Very impressive and much needed optimizations. Can't wait for the official release :)
Great work in this area! I have been looking for this information to help understand what is going on in the background.
I'm extremely impressed. Really interesting post and a really interesting topic in general.
I'm glad to see that Microsoft is spending time considering desktop responsiveness issues.
That said, I didn't need to read this post to know that something was radically better on Windows 7, I just had to use it...
Look like this is the right place to ask this - Does Windows 7 have WDDM display driver for Intel 915 desktop board.
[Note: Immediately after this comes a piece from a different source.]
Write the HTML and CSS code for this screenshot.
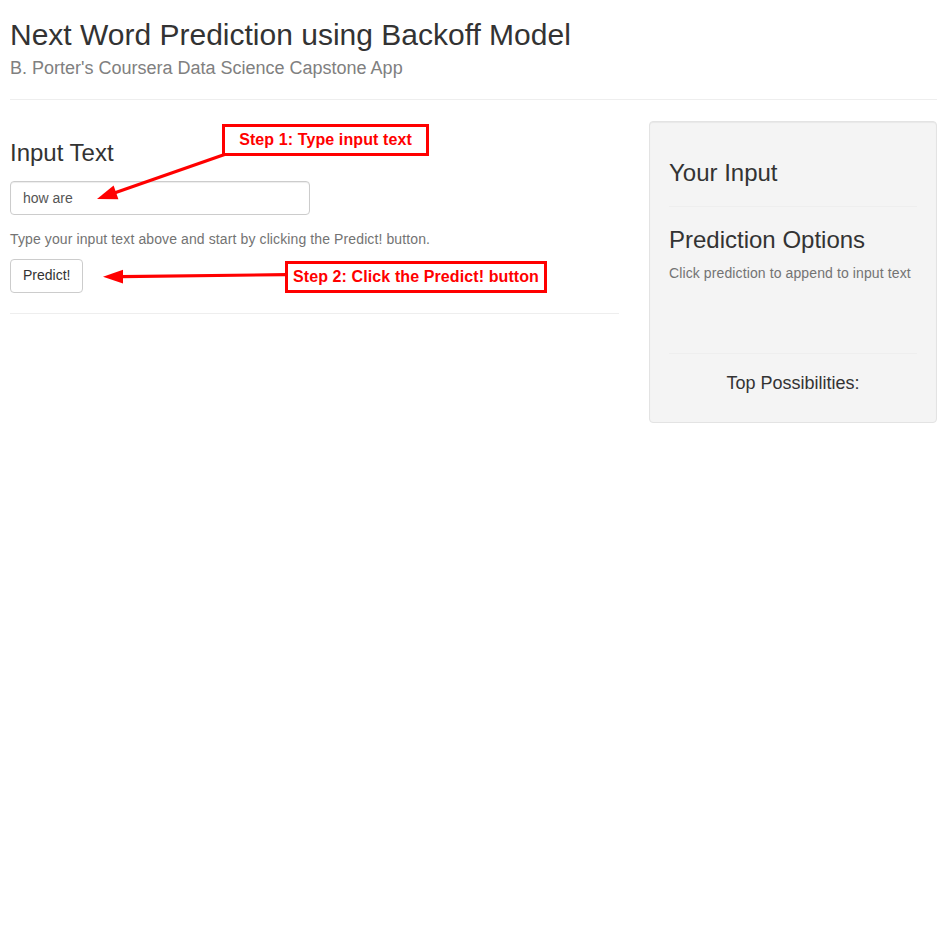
FILE: index.html
```html
<!DOCTYPE html>
<html lang="en">
<head>
<meta charset="utf-8">
<title>Next Word Prediction using Backoff Model</title>
<link rel="stylesheet" href="styles.css">
</head>
<body>
<div class="page">
  <header class="title-panel">
    <h2 class="title">Next Word Prediction using Backoff Model</h2>
    <h4 class="subtitle">B. Porter's Coursera Data Science Capstone App</h4>
  </header>
  <hr class="rule">
  <div class="row">
    <main class="main-panel">
      <h3 class="heading">Input Text</h3>
      <div class="form-group">
        <input class="form-control" type="text" value="how are">
      </div>
      <p class="help-block">Type your input text above and start by clicking the Predict! button.</p>
      <button class="btn" type="button">Predict!</button>
      <hr class="rule">
    </main>
    <aside class="well">
      <h3 class="heading">Your Input</h3>
      <hr class="rule">
      <h3 class="heading">Prediction Options</h3>
      <p class="help-block">Click prediction to append to input text</p>
      <div class="options"></div>
      <hr class="rule">
      <h4 class="possibilities">Top Possibilities:</h4>
    </aside>
  </div>

  <div class="annotations">
    <svg class="arrows" width="947" height="943" viewBox="0 0 947 943" aria-hidden="true">
      <line x1="226" y1="154" x2="115" y2="192.7" stroke="#ff0000" stroke-width="3.2"/>
      <polygon points="97,199 118.4,199.3 113.6,185.6" fill="#ff0000"/>
      <line x1="286" y1="274.6" x2="121" y2="276.7" stroke="#ff0000" stroke-width="3.2"/>
      <polygon points="103,276.8 123,269.8 123,283.6" fill="#ff0000"/>
    </svg>
    <div class="callout callout-1">Step 1: Type input text</div>
    <div class="callout callout-2">Step 2: Click the Predict! button</div>
  </div>
</div>
</body>
</html>
```

FILE: styles.css
```css
* {
  box-sizing: border-box;
}

html, body {
  margin: 0;
  padding: 0;
  background: #fff;
}

body {
  font-family: "Liberation Sans", Arial, Helvetica, sans-serif;
  font-size: 14px;
  line-height: 1.42857;
  color: #333;
}

.page {
  position: relative;
  padding: 0 10px;
  min-height: 943px;
}

.title-panel {
  padding-top: 18px;
}

.title {
  margin: 0 0 8px;
  font-size: 30px;
  font-weight: 400;
  line-height: 1.1;
  color: #333;
}

.subtitle {
  margin: 0;
  font-size: 18px;
  font-weight: 400;
  line-height: 1.1;
  color: #808080;
}

.rule {
  margin: 20px 0;
  border: 0;
  border-top: 1px solid #eee;
  height: 0;
}

.row {
  display: grid;
  grid-template-columns: calc((100% + 30px) * 2 / 3 - 29px) 1fr;
  column-gap: 30px;
  align-items: start;
}

.main-panel {
  display: flow-root;
}

.heading {
  margin: 20px 0 10px;
  font-size: 24px;
  font-weight: 400;
  line-height: 1.1;
  color: #333;
}

.form-group {
  margin: 15px 0 15px;
}

.form-control {
  display: block;
  width: 300px;
  height: 34px;
  margin: 0;
  padding: 6px 12px;
  font-family: inherit;
  font-size: 14px;
  line-height: 1.42857;
  color: #555;
  background: #fff;
  border: 1px solid #ccc;
  border-radius: 4px;
  box-shadow: inset 0 1px 1px rgba(0, 0, 0, 0.075);
}

.help-block {
  margin: 1px 0 9px;
  color: #737373;
  letter-spacing: 0.11px;
}

.well .help-block {
  margin: 0 0 10px;
}

.btn {
  display: inline-block;
  height: 34px;
  margin: 0;
  padding: 6px 12px;
  font-family: inherit;
  font-size: 14px;
  line-height: 1.42857;
  color: #333;
  background: #fff;
  border: 1px solid #ccc;
  border-radius: 4px;
  vertical-align: top;
}

.well {
  margin-top: 1px;
  padding: 0 19px;
  background: #f4f4f4;
  border: 1px solid #e3e3e3;
  border-radius: 4px;
  box-shadow: inset 0 1px 1px rgba(0, 0, 0, 0.05);
  display: flow-root;
}

.well > .heading:first-child {
  margin-top: 38px;
}

.options {
  height: 39px;
}

.possibilities {
  margin: 20px 0 29px;
  font-size: 18px;
  font-weight: 400;
  line-height: 1.1;
  text-align: center;
  color: #333;
}

.annotations {
  position: absolute;
  inset: 0;
  pointer-events: none;
}

.arrows {
  position: absolute;
  left: 0;
  top: 0;
}

.callout {
  position: absolute;
  display: flex;
  align-items: center;
  justify-content: center;
  border: 3px solid #ff0000;
  background: #fff;
  color: #ff0000;
  font-family: "Liberation Sans", Arial, sans-serif;
  font-weight: 700;
  font-size: 16px;
  line-height: 1;
  letter-spacing: 0.1px;
  white-space: nowrap;
}

.callout-1 {
  left: 222px;
  top: 124px;
  width: 207px;
  height: 32px;
}

.callout-2 {
  left: 285px;
  top: 261px;
  width: 262px;
  height: 32px;
}
```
I have seen a lot of blogging on the net about this, just wanted to confirm.
The 852/855/915GME will never support a WDDM driver. I am only writing a driver so I can utilize the full display resolutions available in the card. The trade of is you can not play chess as soon as you evoke DirectX 3D and OpenGL...It is a legacy card and I now know why Intel and Microsoft do not produce drivers for it.
I am wondering when Windows 7 is RTM'd are early implimenters going to be able to purchase a licence before official release date?
And if it has not been considered, could you impliment it as a requested feature!
All I can say is Wow, Great OS, even better work!
improve color layout for currently using task icon
Taskbar color layout too bad.
If you using light color desktop background, you will don't know what is the using task icon.
Its brightness too high, so looks too blurred when light color desktop background.
Currently using task icon is recognize hard when light color desktop background.
need keep Menu color layout consistency for Windows 7.
Please keep color layout consistency for Menu.
Why the 'Include in libary' used another color layout?
Improve Start Menu and Appliaction Menu color style (suggestion consistency)
(discriminated Appliaction Menu color very difficult)
There is no consistency between the Start Menu and the Appliaction Menu.
To keep Start Menu and Appliaction Menu color style consistency, like Windows XP.
All use white color for background, light blue color for selected item.
keep theme style consistency for Windows 7
keep theme style consistency for Menu bar, Tool bar. like Windows XP theme style's consistency.
Stand-alone Pin Recycle Bin to Taskbar
Currently, Recycle Bin was Pinned of the Windows Explorer Jumplist.
It is very unhandy. Because the Recycle Bin is a frequently used module.
But put on desktop often covered with other window...
Stand-alone Pin Recycle Bin to Taskbar (default).
With not show Recycle Bin icon on desktop (default).
Of course, you can Unpin this Recycle Bin from taskbar.
Windows Fax and Scan's toolbar update to win7style
Windows Fax and Scan's toolbar update to win7style.
like Windows Photo Viewer or Windows DVD Maker.
complete remove Windows Mail from Windows 7
Now Windows Mail already can't start. It's already unsupported in win7.
But it's still remain on the win7 (\Program Files\Windows Mail\).
If you go to the \Program Files\Windows Mail\ folder, you'll still find the Windows Mail folder and those files in them. And you can't run WinMail.exe.
Please delete WinMail.exe
Move other files to system32 folder.
Don't put them in \Program Files\Windows Mail\ (folder name wrong)
You guys done the best job to improve Windows 7!
Reduced memory consumption is number one reason of Windows 7 success.
The only party-pooper is Intel with 945GM WDDM 1.0 chipset in millions of notebooks...
One question not covered here: what about GDI acceleration which i heard was brought back in WDDM 1.1? Is that true or optional, or not related with 1.1 at all? Why it's even 1.1 with such major changes =)
I am not sure whether this is a graphics issue or what, but the main window of WinSCP 4.1.9 doesn't appear in Flip 3D, although it is present on the taskbar and in simple Flip. When this window is active and Flip 3D is started another window will appear on top of the 3D stack.